So, who is to say how that might have gotten all tangled up in the hammering he did with his philosophy.
promethean75
Posts: 4881
Joined: Sun Nov 04, 2018 10:29 pm

Re: Nietzsche’s Hammer

Post by promethean75 »

if you aks me, most of his descriptive philosophy is an attempt to demonstrate troofs that are objective, troo for everyone, facts about the nature of life, knowledge, society, etc., that are troo regardless of your own personal 'existential trajectory' and circumstances. such facts and troofs couldn't only be facts and troofs if and because Nietzsche had a disappointing life (not saying he did just sayin), see.

now it could be open season on his prescriptive philosophy if one were so inclined. that's where the bit about his disappointments would get tangled up in his thinking and possibly produce or at least become a catalyst for an overaggressive philosophy. that's understandable. I'll be the first to tell ya disappointments make for hard philosophy, my friend.

what should be in question is whether or not... or even how... a less aggressive existential philosophy could be produced when the objective facts and troofs - the Nietzschean epistemology and ontology  - don't allow for something more gentle, as it were. i mean you couldn't stay troo to The Troof if you didn't aspire to become an ubermensch in your own right... a Stirnerite voluntary egoist in your own right.

course none of this prevents work being done on humanity and its morality. you can still do that. you just can't start until you know The Troof. that is to say if you are not ready and willing to smash your tablets of troof, you cannot begin the work of philosophy.
User avatar
iambiguous
Posts: 7106
Joined: Mon Nov 22, 2010 10:23 pm

Re: Nietzsche’s Hammer

Post by iambiguous »

Nietzsche picks up a hammer to sound out the old philosophical idols. Finding them to be hollow, he takes a firm grip to flatten and smash, claw and bludgeon. But a hammer can also be a fairly useful tool for building new structures. In the last section of Twilight of the Idols, Nietzsche’s hammer ‘speaks’.
Ever and always in regard to "general description intellectual contraptions" of this sort, I ask, "given what particular circumstantial context"?

In other words, what philosophical idols from the past, pertaining to what actual existential situations...interactions that mere mortals find themselves in such that they can all agree on many, many things pertaining to an either/or world encompassed in mathematics, the laws of nature, the rules of language, the empirical world around us, etc., but often come into conflict in regard to the many, many moral and political conflagrations that make it into those big bold newspaper headlines.

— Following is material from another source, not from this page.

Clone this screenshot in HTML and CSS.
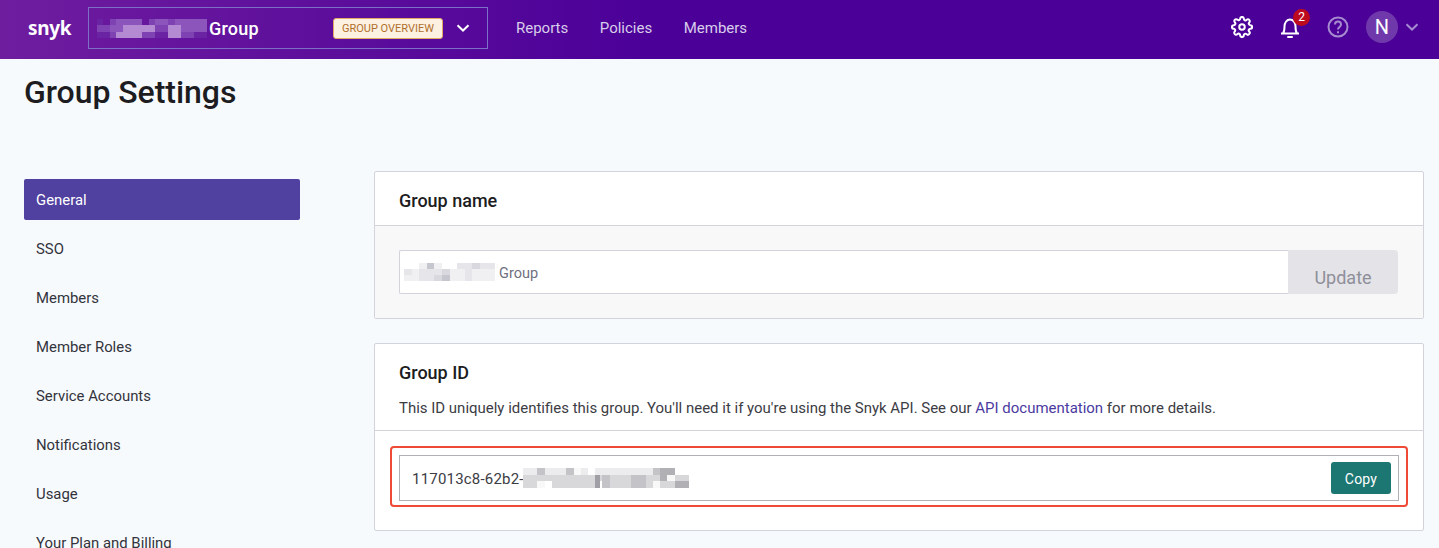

The hammer of deconstruction and the hammer of reconstruction there.
Presumably a little work weary, the hammer cannot muster many words and those which it can are not particularly original. The hammer borrows from a section of Thus Spoke Zarathustra, ‘Of Old and New Law Tablets’, in which Nietzsche sets out his hopes for the future. It is to this more forward looking philosophy that we turn as we bring you another issue on the man behind the moustache. But don’t worry, if you came looking for explosions and tumbling towers, there’s plenty of that too. Life-denying art, objective history, free will, morality, and, of course, God, will all turn to dust before your very eyes.
Hope for the future. Who here doesn't have a set of moral and political prescriptions/proscriptions to offer in regard to that. Only Nietzsche always starts with the assumption that this cannot include Gods or Goddesses or spiritual paths or religious paths that allow us to anchor these prescriptions/proscriptions in some "transcending" font.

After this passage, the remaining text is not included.